==== RAW DATA ====

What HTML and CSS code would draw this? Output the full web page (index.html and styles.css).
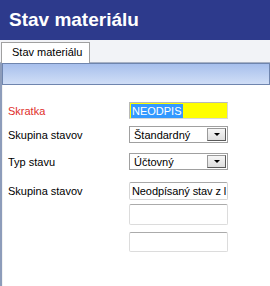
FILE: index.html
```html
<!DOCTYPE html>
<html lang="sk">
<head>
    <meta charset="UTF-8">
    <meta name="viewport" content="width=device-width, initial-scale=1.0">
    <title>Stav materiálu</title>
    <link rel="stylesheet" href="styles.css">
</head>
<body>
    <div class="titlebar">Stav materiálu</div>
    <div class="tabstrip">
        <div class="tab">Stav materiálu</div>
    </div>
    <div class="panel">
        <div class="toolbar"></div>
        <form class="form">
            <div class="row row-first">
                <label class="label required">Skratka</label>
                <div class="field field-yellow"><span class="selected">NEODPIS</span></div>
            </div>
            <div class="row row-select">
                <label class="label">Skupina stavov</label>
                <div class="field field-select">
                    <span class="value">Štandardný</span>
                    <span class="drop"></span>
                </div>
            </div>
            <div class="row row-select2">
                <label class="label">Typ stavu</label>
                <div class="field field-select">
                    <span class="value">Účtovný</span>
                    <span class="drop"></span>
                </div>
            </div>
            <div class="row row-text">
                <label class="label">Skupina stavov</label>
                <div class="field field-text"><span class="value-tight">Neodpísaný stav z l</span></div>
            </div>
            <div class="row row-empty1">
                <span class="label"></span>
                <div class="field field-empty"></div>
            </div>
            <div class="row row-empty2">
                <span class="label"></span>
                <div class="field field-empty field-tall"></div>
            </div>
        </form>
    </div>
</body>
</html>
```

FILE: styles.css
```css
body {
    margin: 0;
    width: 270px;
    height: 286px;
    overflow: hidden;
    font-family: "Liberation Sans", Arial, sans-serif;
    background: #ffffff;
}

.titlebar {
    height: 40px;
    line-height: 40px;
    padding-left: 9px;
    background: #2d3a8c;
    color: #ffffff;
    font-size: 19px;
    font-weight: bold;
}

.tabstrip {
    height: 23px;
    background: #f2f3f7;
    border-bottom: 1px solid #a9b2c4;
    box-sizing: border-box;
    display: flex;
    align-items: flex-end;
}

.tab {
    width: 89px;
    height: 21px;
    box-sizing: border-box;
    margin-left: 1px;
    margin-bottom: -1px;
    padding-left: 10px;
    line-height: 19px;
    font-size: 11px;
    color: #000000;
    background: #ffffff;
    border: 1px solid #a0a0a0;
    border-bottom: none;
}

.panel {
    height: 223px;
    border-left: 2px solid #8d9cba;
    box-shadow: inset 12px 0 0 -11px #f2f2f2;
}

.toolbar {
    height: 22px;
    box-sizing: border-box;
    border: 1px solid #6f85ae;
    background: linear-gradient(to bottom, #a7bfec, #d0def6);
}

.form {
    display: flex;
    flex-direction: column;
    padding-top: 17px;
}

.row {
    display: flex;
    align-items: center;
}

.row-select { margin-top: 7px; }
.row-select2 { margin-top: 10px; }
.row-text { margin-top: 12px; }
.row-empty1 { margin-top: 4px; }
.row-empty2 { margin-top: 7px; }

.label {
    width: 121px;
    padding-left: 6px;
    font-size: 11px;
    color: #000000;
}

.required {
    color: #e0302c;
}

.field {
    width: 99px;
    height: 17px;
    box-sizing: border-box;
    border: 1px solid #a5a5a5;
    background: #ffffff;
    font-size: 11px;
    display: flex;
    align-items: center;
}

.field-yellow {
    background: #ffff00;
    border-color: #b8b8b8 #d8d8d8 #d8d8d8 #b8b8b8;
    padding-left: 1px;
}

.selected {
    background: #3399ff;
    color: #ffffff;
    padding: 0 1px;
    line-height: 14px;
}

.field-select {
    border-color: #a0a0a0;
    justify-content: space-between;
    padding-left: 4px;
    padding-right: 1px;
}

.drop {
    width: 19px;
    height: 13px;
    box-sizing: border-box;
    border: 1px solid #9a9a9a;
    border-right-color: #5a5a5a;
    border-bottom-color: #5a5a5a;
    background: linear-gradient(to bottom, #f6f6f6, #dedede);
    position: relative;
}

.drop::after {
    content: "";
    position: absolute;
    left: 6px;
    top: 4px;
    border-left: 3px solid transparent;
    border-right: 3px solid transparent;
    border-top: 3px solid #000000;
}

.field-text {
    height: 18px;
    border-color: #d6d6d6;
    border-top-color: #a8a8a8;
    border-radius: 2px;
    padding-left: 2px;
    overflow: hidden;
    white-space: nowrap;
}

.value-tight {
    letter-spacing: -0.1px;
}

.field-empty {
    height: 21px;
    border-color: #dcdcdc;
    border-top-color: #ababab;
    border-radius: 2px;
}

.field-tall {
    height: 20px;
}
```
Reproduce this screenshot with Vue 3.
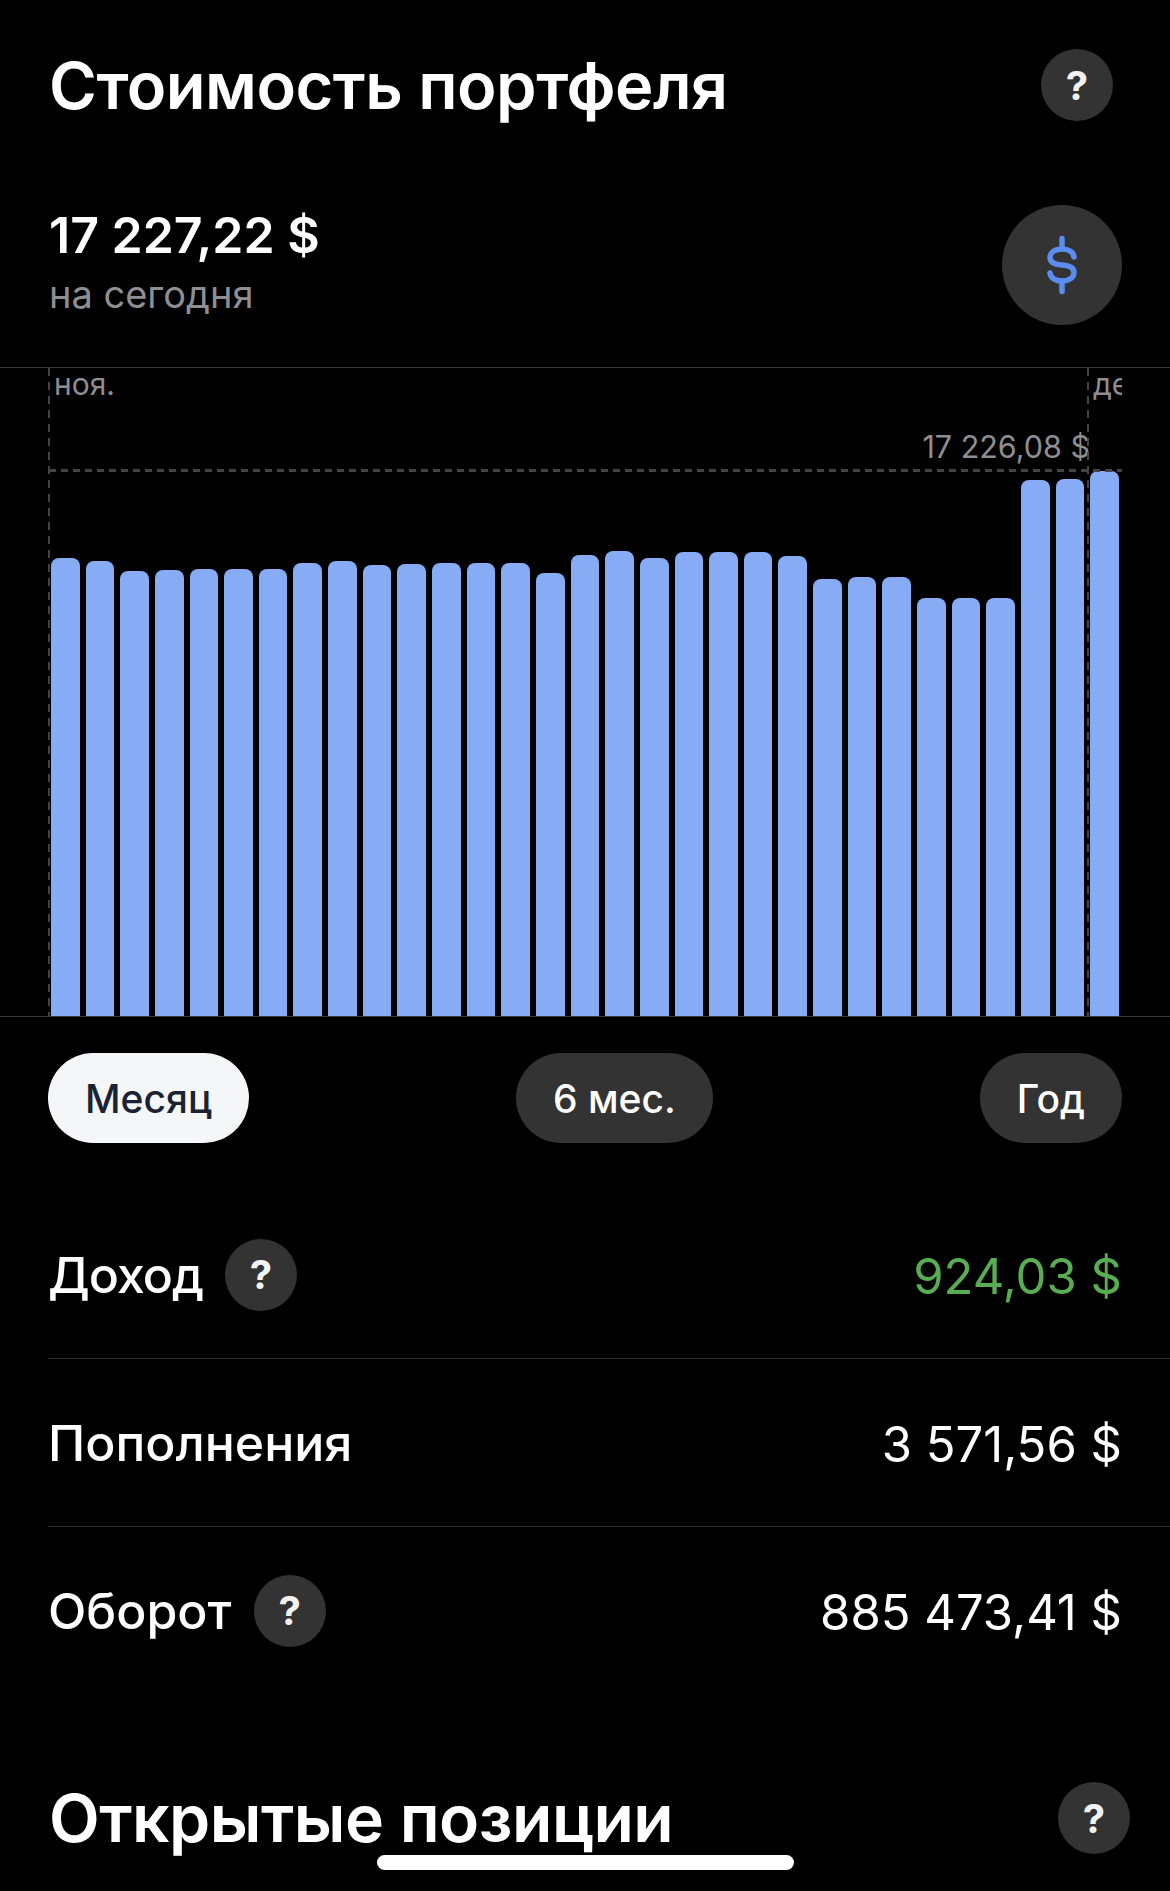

====

TASK DETAILS
Search the listing for the word "this" and return each line that holds it.

SOLUTION
What HTML and CSS code would draw this? Output the full web page (index.html and styles.css).
Reproduce this screenshot with Vue 3.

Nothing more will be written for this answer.